Return the lines below exactly, from the first line to the line that contains "h-4 rounded-xs border". Leave out pictures.

*****

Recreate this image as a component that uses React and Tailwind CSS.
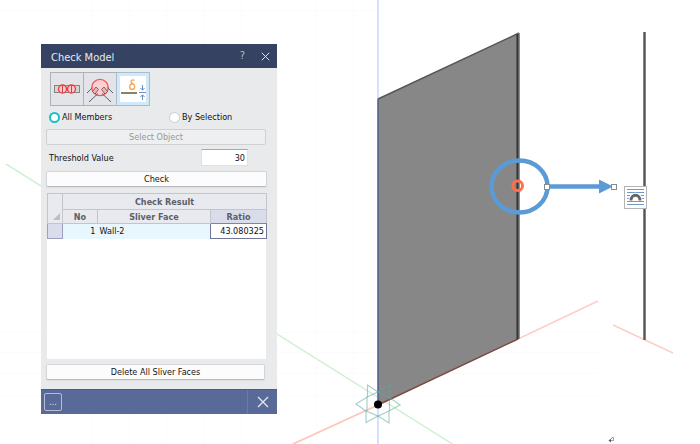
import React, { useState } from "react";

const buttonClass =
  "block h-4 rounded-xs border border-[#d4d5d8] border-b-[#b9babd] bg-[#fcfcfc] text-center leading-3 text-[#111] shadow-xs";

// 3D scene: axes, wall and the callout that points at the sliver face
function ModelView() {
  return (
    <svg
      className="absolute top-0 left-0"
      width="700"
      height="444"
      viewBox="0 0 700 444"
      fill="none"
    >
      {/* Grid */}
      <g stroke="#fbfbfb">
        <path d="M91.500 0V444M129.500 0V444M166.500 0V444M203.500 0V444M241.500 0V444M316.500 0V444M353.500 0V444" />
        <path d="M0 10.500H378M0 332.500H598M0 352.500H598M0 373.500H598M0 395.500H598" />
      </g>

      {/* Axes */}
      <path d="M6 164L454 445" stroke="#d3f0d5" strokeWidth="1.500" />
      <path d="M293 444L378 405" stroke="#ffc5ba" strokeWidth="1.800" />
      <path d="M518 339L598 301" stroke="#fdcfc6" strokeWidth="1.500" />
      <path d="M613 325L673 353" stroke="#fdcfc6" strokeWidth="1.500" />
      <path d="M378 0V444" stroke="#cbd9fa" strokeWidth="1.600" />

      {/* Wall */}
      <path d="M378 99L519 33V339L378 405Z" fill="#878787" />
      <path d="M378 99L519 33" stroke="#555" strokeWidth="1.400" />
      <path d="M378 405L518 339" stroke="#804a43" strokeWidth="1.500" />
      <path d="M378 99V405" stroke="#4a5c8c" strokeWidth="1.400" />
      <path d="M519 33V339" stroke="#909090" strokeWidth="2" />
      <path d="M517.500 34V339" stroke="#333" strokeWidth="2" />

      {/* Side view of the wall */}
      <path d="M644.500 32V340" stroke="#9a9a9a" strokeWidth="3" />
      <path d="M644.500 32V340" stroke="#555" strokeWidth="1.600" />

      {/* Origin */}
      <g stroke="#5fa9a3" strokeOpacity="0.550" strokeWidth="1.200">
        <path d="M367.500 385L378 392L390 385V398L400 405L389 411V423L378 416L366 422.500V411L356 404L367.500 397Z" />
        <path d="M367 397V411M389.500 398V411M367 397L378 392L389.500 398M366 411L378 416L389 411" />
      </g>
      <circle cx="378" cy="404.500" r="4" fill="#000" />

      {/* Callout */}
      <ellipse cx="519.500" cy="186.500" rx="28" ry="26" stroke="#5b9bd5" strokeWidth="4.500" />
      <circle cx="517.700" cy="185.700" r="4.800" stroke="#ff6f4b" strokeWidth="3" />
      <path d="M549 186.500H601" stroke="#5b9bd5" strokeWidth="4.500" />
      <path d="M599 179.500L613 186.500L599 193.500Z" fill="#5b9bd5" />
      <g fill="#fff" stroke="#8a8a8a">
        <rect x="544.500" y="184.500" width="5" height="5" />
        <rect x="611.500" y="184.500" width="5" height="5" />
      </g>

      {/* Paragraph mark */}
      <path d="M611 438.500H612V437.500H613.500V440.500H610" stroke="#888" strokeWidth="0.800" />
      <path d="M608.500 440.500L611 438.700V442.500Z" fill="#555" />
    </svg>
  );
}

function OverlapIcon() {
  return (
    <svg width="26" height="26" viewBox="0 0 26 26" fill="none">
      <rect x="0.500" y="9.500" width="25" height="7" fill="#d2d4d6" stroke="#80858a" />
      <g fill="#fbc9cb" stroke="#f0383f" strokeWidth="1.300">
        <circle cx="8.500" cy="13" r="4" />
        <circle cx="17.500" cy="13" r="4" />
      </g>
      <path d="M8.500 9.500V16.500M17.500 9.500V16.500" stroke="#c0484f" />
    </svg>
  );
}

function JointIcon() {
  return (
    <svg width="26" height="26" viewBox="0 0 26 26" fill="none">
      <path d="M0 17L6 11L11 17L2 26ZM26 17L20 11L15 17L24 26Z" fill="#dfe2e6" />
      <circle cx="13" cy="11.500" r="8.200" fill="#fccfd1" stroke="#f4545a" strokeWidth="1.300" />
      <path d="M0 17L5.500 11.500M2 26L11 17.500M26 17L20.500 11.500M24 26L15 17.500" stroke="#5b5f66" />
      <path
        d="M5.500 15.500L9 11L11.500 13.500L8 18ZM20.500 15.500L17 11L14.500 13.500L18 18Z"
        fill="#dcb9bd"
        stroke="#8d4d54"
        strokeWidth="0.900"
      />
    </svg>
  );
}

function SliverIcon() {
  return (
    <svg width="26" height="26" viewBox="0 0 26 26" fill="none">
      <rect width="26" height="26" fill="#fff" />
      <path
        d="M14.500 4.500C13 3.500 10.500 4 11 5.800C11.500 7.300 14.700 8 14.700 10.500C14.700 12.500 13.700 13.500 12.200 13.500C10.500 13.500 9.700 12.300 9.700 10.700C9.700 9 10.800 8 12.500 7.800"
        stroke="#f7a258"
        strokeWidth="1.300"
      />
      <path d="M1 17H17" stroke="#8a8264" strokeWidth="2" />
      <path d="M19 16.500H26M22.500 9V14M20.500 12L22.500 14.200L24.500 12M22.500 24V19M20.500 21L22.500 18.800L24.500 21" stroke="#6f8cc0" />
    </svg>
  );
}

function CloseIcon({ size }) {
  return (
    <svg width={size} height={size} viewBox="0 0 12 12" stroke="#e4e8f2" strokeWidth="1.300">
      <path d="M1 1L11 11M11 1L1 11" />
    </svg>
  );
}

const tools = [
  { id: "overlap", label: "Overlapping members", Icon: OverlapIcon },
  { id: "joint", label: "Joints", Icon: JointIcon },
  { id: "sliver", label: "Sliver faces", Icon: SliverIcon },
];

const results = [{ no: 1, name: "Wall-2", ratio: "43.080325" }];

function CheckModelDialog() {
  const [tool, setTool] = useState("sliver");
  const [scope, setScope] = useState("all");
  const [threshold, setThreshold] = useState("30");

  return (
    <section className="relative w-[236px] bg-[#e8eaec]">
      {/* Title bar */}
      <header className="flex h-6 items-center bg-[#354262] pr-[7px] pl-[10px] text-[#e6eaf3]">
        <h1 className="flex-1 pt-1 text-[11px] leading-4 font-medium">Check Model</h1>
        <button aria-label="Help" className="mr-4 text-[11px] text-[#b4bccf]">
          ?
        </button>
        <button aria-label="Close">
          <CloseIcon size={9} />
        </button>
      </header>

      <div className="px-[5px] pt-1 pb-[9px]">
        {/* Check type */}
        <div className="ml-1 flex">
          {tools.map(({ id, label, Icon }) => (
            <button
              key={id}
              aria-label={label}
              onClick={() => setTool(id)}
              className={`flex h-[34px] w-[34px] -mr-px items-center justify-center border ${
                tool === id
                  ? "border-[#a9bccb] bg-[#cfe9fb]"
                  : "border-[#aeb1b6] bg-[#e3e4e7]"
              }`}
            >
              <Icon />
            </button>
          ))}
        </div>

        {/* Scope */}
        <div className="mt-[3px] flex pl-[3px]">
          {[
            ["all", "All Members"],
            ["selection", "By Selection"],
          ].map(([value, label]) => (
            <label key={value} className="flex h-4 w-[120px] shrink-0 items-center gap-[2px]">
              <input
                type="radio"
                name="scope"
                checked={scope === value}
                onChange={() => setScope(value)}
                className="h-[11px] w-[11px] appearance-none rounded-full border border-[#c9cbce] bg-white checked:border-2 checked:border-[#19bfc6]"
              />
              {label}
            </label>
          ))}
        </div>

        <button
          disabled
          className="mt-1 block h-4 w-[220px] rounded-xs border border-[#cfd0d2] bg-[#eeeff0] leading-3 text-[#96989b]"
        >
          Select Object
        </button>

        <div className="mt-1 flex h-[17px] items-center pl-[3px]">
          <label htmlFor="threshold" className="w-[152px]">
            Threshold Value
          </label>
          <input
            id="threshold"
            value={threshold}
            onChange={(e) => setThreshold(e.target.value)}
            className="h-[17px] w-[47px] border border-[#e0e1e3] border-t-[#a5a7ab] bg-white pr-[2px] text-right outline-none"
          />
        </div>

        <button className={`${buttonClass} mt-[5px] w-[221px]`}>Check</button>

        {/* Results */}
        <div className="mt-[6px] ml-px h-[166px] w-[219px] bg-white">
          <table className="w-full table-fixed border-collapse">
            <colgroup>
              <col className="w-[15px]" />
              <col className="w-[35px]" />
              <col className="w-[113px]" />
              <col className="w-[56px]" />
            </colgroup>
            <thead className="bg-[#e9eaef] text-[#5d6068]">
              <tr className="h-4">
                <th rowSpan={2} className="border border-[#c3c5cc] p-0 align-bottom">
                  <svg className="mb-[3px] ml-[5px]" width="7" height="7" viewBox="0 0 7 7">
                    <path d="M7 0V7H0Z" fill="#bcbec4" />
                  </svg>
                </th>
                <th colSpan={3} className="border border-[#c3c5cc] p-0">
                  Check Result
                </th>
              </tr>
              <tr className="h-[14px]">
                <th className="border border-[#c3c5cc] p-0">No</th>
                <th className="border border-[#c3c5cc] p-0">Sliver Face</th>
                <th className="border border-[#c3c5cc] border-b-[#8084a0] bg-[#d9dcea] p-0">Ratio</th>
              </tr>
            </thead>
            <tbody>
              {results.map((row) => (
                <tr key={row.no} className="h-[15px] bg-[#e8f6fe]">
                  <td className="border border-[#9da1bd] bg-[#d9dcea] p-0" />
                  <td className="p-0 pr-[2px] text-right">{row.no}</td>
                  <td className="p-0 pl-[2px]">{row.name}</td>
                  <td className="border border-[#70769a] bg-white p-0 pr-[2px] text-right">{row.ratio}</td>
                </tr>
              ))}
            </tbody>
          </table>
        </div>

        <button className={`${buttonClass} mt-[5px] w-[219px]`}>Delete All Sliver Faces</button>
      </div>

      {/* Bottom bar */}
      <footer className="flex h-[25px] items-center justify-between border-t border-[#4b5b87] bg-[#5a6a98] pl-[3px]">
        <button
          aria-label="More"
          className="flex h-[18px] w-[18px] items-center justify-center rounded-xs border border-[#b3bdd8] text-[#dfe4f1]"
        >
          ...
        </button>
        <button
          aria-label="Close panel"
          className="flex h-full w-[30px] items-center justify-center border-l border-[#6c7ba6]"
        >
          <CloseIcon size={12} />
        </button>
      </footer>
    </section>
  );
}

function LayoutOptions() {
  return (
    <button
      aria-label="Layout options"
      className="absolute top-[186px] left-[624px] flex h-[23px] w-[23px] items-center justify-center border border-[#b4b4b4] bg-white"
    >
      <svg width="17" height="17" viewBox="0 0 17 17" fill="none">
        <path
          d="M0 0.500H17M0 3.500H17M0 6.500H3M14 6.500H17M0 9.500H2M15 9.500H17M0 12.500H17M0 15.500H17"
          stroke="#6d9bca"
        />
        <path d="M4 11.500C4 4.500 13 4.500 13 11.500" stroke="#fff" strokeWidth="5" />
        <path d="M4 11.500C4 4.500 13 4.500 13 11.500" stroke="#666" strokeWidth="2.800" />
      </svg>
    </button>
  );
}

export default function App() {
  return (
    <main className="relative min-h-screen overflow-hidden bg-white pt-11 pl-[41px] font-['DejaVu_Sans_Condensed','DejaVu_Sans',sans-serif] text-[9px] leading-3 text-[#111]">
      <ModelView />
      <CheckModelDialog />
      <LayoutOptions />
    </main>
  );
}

*****

THE SOLUTION:
Recreate this image as a component that uses React and Tailwind CSS.
import React, { useState } from "react";

const buttonClass =
  "block h-4 rounded-xs border border-[#d4d5d8] border-b-[#b9babd] bg-[#fcfcfc] text-center leading-3 text-[#111] shadow-xs";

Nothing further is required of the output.